Поэт и проза: книга о Пастернаке | страница 66
Подобное наблюдаем в текстообразующем, переходящем из текста в эпиграф и обратно в текст вопросе с обращением «Мой друг, ты спросишь, кто велит, Чтоб жглась юродивого речь?». Понимание сущности этого вопроса и его адресата созревает в «СМЖ» лишь в цепочке «текст — метатекст — текст», организованной взаимным отражением «лирического субъекта» и «Плачущего сада». Сначала не видимый нами за «плачущим садом» субъект обращается к этому саду в своей внутренней речи (Ужасный! — Капнет и вслушается) в стихотворении «Плачущий сад». Далее по мере развертывания этого стихотворения намечается переход от вслушивания к звукопорождению (К губам поднесу и прислушаюсь, Все я ли один на свете). Затем внутренний адресат сам превращается в Ужасный говорящий сад («Душная ночь»). Мир становится «речегенным» (Е. Фарыно), так как по свойству «отражения-рефлексии» внешней действительности присваиваются предикаты речи и внутреннего состояния субъекта, а сам субъект наделяется свойствами отражаемого: Меж мокрых веток с ветром бледным Шел спор. Я замер. Про меня! («Душная ночь»). Так «диалог» и «спор» с миром в виде обращений, вопросов и ответов становится принципиально конверсивным (ср.
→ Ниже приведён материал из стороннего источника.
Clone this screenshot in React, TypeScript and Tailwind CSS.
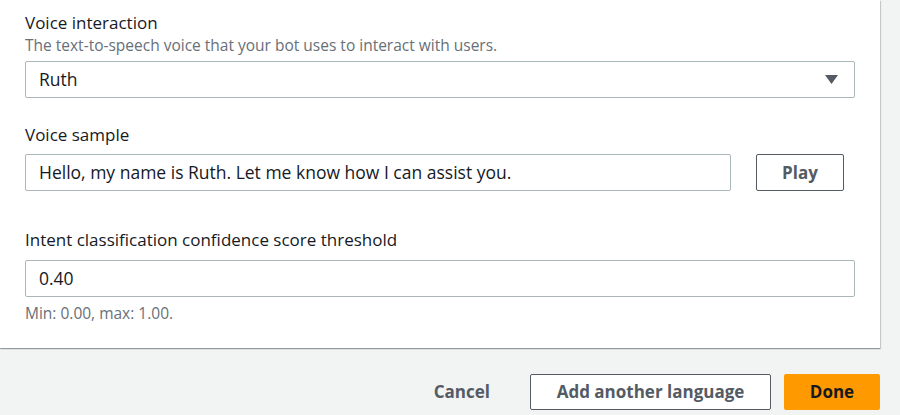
export default function App() {
  return (
    <div
      className="h-[415px] w-[900px] overflow-hidden bg-[#f2f3f3] text-[#16191f]"
      style={{ fontFamily: '"Open Sans", "Noto Sans", Arial, sans-serif' }}
    >
      <div className="w-[880px] bg-white pl-[25px] pr-[25px] pt-[11px] pb-[25px] shadow-[0_1px_1px_0_rgba(0,28,36,0.3),1px_1px_1px_0_rgba(0,28,36,0.15)]">
        <div className="text-[17px] leading-[24px]">Voice interaction</div>
        <div className="text-[15.5px] leading-[20px] text-[#687078]">
          The text-to-speech voice that your bot uses to interact with users.
        </div>
        <div className="mt-[6px] flex h-[37px] items-center justify-between rounded-[2px] border border-[#aab7b8] px-[13px] text-[17.5px]">
          <span>Ruth</span>
          <svg width="13" height="10" viewBox="0 0 13 10" className="mr-[3px]">
            <path d="M0 0h13L6.5 9z" fill="#545b64" />
          </svg>
        </div>

        <div className="mt-[25px] text-[17px] leading-[24px]">Voice sample</div>
        <div className="mt-[7px] flex items-center gap-[25px]">
          <div className="flex h-[37px] w-[706px] items-center rounded-[2px] border border-[#aab7b8] px-[13px] text-[17.5px]">
            Hello, my name is Ruth. Let me know how I can assist you.
          </div>
          <button
            type="button"
            className="flex h-[37px] w-[88px] items-center justify-center rounded-[2px] border border-[#545b64] text-[17px] font-bold text-[#545b64]"
          >
            Play
          </button>
        </div>

        <div className="mt-[37px] text-[17px] leading-[24px]">
          Intent classification confidence score threshold
        </div>
        <div className="mt-[8px] flex h-[37px] items-center rounded-[2px] border border-[#aab7b8] px-[13px] text-[17.5px]">
          0.40
        </div>
        <div className="mt-[6px] text-[15.5px] leading-[20px] text-[#687078]">
          Min: 0.00, max: 1.00.
        </div>
      </div>

      <div className="mt-[26px] flex w-[880px] items-center justify-end">
        <button type="button" className="mr-[40px] text-[17px] font-bold text-[#545b64]">
          Cancel
        </button>
        <button
          type="button"
          className="mr-[13px] flex h-[36px] w-[241px] items-center justify-center rounded-[2px] border border-[#545b64] bg-white text-[17px] font-bold text-[#545b64]"
        >
          Add another language
        </button>
        <button
          type="button"
          className="flex h-[36px] w-[96px] items-center justify-center rounded-[2px] bg-[#ff9900] text-[17px] font-bold text-[#16191f]"
        >
          Done
        </button>
      </div>
    </div>
  );
}
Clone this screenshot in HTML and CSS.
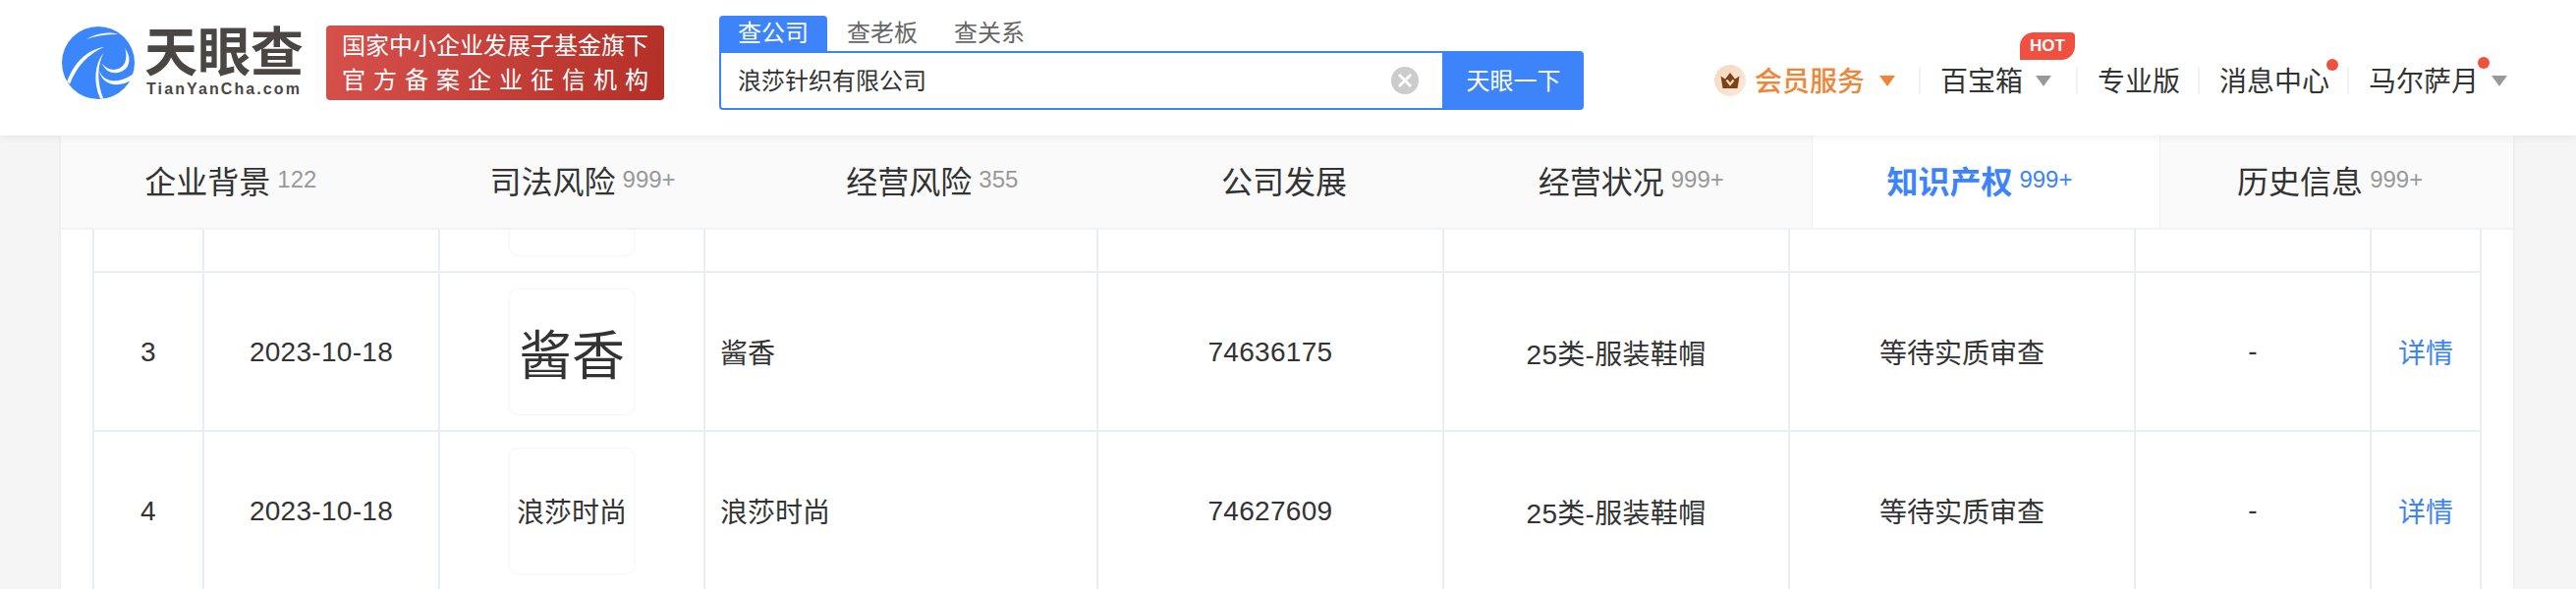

У звезд немой и жаркий спор: Куда девался Балашов? В скольких верстах? И где Хопер? И воздух степи всполошен — «Распад»), а позиции обоих участников (автора и мира) симметричными. В нем заглавная тема («Плачущий сад», где уже имплицитно причастием задана персонификация) становится ремой (Он будет вечен, Ужасный говорящий сад), номинация (Ужасный!) оборачивается имплицитной предикацией, адресация порождает новое бытийное состояние как мира, так и лирического субъекта. Показательно в этом отношении и заглавие «Дождь» с подзаголовком «Надпись на „Книге степи“», которое фактически служит обращением в текстово-метатекстовом (текста «Дождя» «СМЖ» и эпиграфа о «девочке-туче») диалоге: Она со мной. Наигрывай, Лей, смейся, сумрак рви! Топи, теки эпиграфом К такой, как ты, любви! Так «Дождь» «Плачущего сада», который, собственно, Капнет и вслушается, становится полноправным собеседником лирического субъекта, самого являющегося отражением (прежде всего через «Зеркало») этого сада с дождем.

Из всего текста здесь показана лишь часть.